Packed with homemade videos showing teenage karaoke and silly pet tricks, Web video has long had little relevance to serious filmmaking. But these days, it's being seen as a shortcut through the Hollywood system; where outsiders to the movie business would once have to work their way through the torturous world of music videos or commercials, inexpensive cameras and Web exposure now drastically cut down on the time it takes for newcomers to get noticed.

It's also no accident that many of the hot shorts directors come from outside the U.S. as filmmakers use the Web to shorten the distance between themselves, fans and executives. (Plus, insiders say, foreign sensibilities often seem fresh to jaded Hollywood eyes.)

But as the trend has caught fire, some point out there are limits to what even a good short can prove. A five-minute movie, after all, is shorthand. It's a far cry from a well-paced, three-act story that even the most rudimentary screenwriters turn out. And even when it's done well, only certain film categories lend themselves to shorts. One could hardly begin to lay out the building blocks of an emotional drama in a few minutes. "With a genre movie, it's about feeling and sensation," admits Andres Muschietti. "I don't know if a short works well for other types of movies."

The shorts wave has also grown intense enough that it has provoked a backlash — in many ways before it even has had time to prove itself. The Hollywood Reporter ran a story last week proclaiming that the trend had already passed. "Hollywood feeling shorts fatigue," the headline announced, even though no film from this new crop of shorts has gotten close to becoming a finished feature.

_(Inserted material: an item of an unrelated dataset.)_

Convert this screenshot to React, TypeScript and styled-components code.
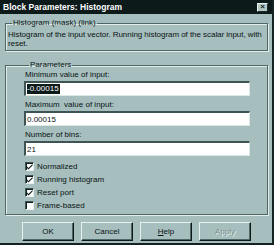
import React from "react";
import styled, { createGlobalStyle } from "styled-components";

const Global = createGlobalStyle`
  html, body { margin: 0; padding: 0; background: #a6bebd; }
  * { box-sizing: border-box; }
`;

const BG = "#a6bebd";
const DARK = "#4e6666";
const LIGHT = "#e2eeea";
const FONT = `"Liberation Sans", Arial, sans-serif`;

const Window = styled.div`
  width: 274px;
  height: 245px;
  background: ${BG};
  font-family: ${FONT};
  font-size: 8px;
  color: #0a1414;
  display: flex;
  flex-direction: column;
  border-right: 2px solid #142222;
  border-bottom: 2px solid #142222;
  overflow: hidden;
`;

const TitleBar = styled.div`
  height: 14px;
  flex: none;
  background: #0c1a1a;
  display: flex;
  align-items: center;
  justify-content: space-between;
  padding: 0 4px 0 3px;
`;

const Title = styled.span`
  color: #ffffff;
  font-weight: bold;
  font-size: 8.5px;
`;

const CloseButton = styled.div`
  width: 11px;
  height: 9px;
  background: #b4c8c6;
  border: 1px solid;
  border-color: #e8f2ef #1a2a2a #1a2a2a #e8f2ef;
  display: flex;
  align-items: center;
  justify-content: center;
  font-size: 8px;
  font-weight: bold;
  line-height: 1;
  color: #102020;
`;

const Body = styled.div`
  display: flex;
  flex-direction: column;
  padding: 0 4px 0 5px;
`;

const Group = styled.fieldset<{ $top: number; $pl: number; $pt: number; $pb: number }>`
  margin: ${(p) => p.$top}px 0 0 0;
  padding: ${(p) => p.$pt}px 1px ${(p) => p.$pb}px ${(p) => p.$pl}px;
  border: 1px solid ${DARK};
  box-shadow: 1px 1px 0 ${LIGHT}, inset 1px 1px 0 ${LIGHT};
  min-width: 0;
`;

const Legend = styled.legend`
  font-size: 8px;
  line-height: 10px;
  padding: 0 1px;
  margin-left: 4px;
`;

const Desc = styled.div`
  line-height: 9px;
  font-size: 8px;
  white-space: nowrap;
  letter-spacing: -0.05px;
`;

const Label = styled.div<{ $mt: number }>`
  margin-top: ${(p) => p.$mt}px;
  line-height: 10px;
  height: 10px;
`;

const Input = styled.div`
  margin-top: 1px;
  width: 226px;
  height: 15px;
  background: #ffffff;
  border-top: 2px solid #3e5454;
  border-left: 2px solid #3e5454;
  border-right: 1px solid #dce8e2;
  border-bottom: 1px solid #dce8e2;
  display: flex;
  align-items: center;
  padding-left: 1px;
  margin-left: -1px;
  font-size: 8px;
`;

const Selected = styled.span`
  background: #0c1a1a;
  color: #ffffff;
  line-height: 10px;
  padding: 0 1px 0 0;
`;

const Checks = styled.div`
  margin-top: 4px;
  display: flex;
  flex-direction: column;
`;

const CheckRow = styled.div`
  height: 13px;
  display: flex;
  align-items: center;
  gap: 3px;
`;

const Box = styled.div`
  width: 9px;
  height: 9px;
  background: #ffffff;
  border-top: 1px solid #3e5454;
  border-left: 1px solid #3e5454;
  border-right: 1px solid #e6f0ec;
  border-bottom: 1px solid #e6f0ec;
  box-shadow: inset 1px 1px 0 #102020;
  display: flex;
  align-items: center;
  justify-content: center;
`;

const Buttons = styled.div`
  margin-top: 7px;
  padding-left: 17px;
  display: flex;
  gap: 7px;
`;

const Button = styled.div<{ $disabled?: boolean }>`
  width: 52px;
  height: 19px;
  display: flex;
  align-items: center;
  justify-content: center;
  background: ${BG};
  border: 1px solid;
  border-color: #e6f0ec #0c1a1a #0c1a1a #e6f0ec;
  box-shadow: inset -1px -1px 0 ${DARK};
  font-size: 8px;
  color: ${(p) => (p.$disabled ? "#7c9292" : "#0a1414")};
  text-shadow: ${(p) => (p.$disabled ? `1px 1px 0 ${LIGHT}` : "none")};
`;

const Check = () => (
  <svg width="7" height="7" viewBox="0 0 7 7">
    <path d="M0.5 3 L2.5 5 L6.5 1 L6.5 2.5 L2.5 6.5 L0.5 4.5 Z" fill="#0a1414" />
  </svg>
);

const checks = [
  { label: "Normalized", on: true },
  { label: "Running histogram", on: true },
  { label: "Reset port", on: true },
  { label: "Frame-based", on: false },
];

export default function App() {
  return (
    <>
      <Global />
      <Window>
        <TitleBar>
          <Title>Block Parameters: Histogram</Title>
          <CloseButton>×</CloseButton>
        </TitleBar>
        <Body>
          <Group $top={4} $pl={2} $pt={2} $pb={2}>
            <Legend>Histogram (mask) (link)</Legend>
            <Desc>
              Histogram of the input vector. Running histogram of the scalar input, with
              <br />
              reset.
            </Desc>
          </Group>
          <Group $top={9} $pl={19} $pt={0} $pb={2}>
            <Legend>Parameters</Legend>
            <Label $mt={0}>Minimum value of input:</Label>
            <Input>
              <Selected>-0.00015</Selected>
            </Input>
            <Label $mt={4}>Maximum &nbsp;value of input:</Label>
            <Input>0.00015</Input>
            <Label $mt={4}>Number of bins:</Label>
            <Input>21</Input>
            <Checks>
              {checks.map((c) => (
                <CheckRow key={c.label}>
                  <Box>{c.on && <Check />}</Box>
                  <span>{c.label}</span>
                </CheckRow>
              ))}
            </Checks>
          </Group>
          <Buttons>
            <Button>OK</Button>
            <Button>Cancel</Button>
            <Button>
              <span>
                <u>H</u>elp
              </span>
            </Button>
            <Button $disabled>Apply</Button>
          </Buttons>
        </Body>
      </Window>
    </>
  );
}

Like other Hollywood trends, this one will probably mint a few more overnight stars before it's all over, as well as churn out a number of cut-rate copycats. "Shorts remind me of how Esquire used to put the image of a monkey typing on its cover to show how easy everyone thought it was to write a screenplay," Wick says. "But it of course wasn't that easy." He pauses. "The idea of creating a good short is much easier than the actuality."